2. A good rule of thumb for lipstick is to find a tone that matches the inner lip or gums.
Untrue - lipstick should be coordinated with the outfit. So if you are wearing beige clothes a soft neutral lip is great. If you are wearing a bold colour amp up the look with a bright and vibrant lipstick.
3. Women older than 50 tend to lose definition in their eyebrows. Just go with that. Don’t recreate the brows you had in your 20s.
Untrue - ok maybe don't recreate an eyebrow from 30 years ago - but who would do that anyway? Styles change. And a very easy way to create shape and definition is to apply a very small amount of brown mascara to the eyebrow, being careful to only colour the hair and not the skin, which which will create a beautiful natural looking brow.
4. This is a hard one, but do not wear any eye shadow at all (and especially no contour eye shadow in the crease because it gives the appearance of deepening the crease).

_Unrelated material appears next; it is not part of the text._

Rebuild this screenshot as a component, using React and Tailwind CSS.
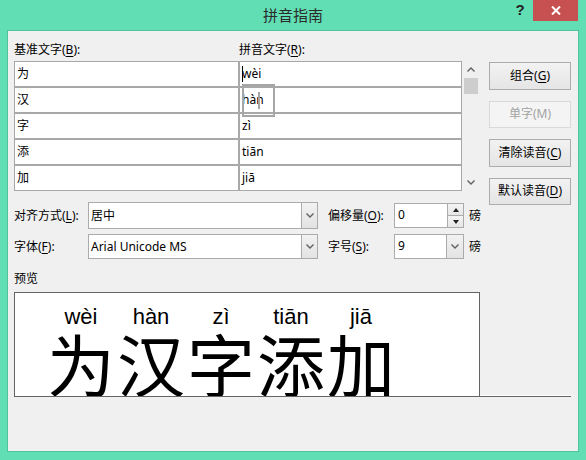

A little bit of mascara is OK.
Untrue - eyeshadow can make eyes look open and bright and very alert. Of course the colours should be ones which enhance the over all look and a simple trick for the crease is to focus the colour to the outer edge of the eyes and blend a soft eyeliner into the crease. This will create the illusion of a very alert and open eye and make the colour of the iris pop. Also lots of mascara applied to the outer corner of the lashes will create the illusion of "lift."
5. Tinted moisturizers don’t work. If you’re going to use a foundation to even out skin tone, find one that gives coverage but doesn’t add texture. Be willing to spend money on a foundation and take your time to experiment and find the exact right shade. Matching your skin tone exactly is critical.
Partially true - yes matching skin tone is very very important but tinted moisturizers when formulated without, waxes, mineral oil, and alcohol can indeed provide medium coverage that lasts for hours and hours. Again, this is about finding a well-made formula rather than dismissing the entire category of products. Tinted moisturizers are great because they can be easily applied with the fingers and do not require careful blending to look natural.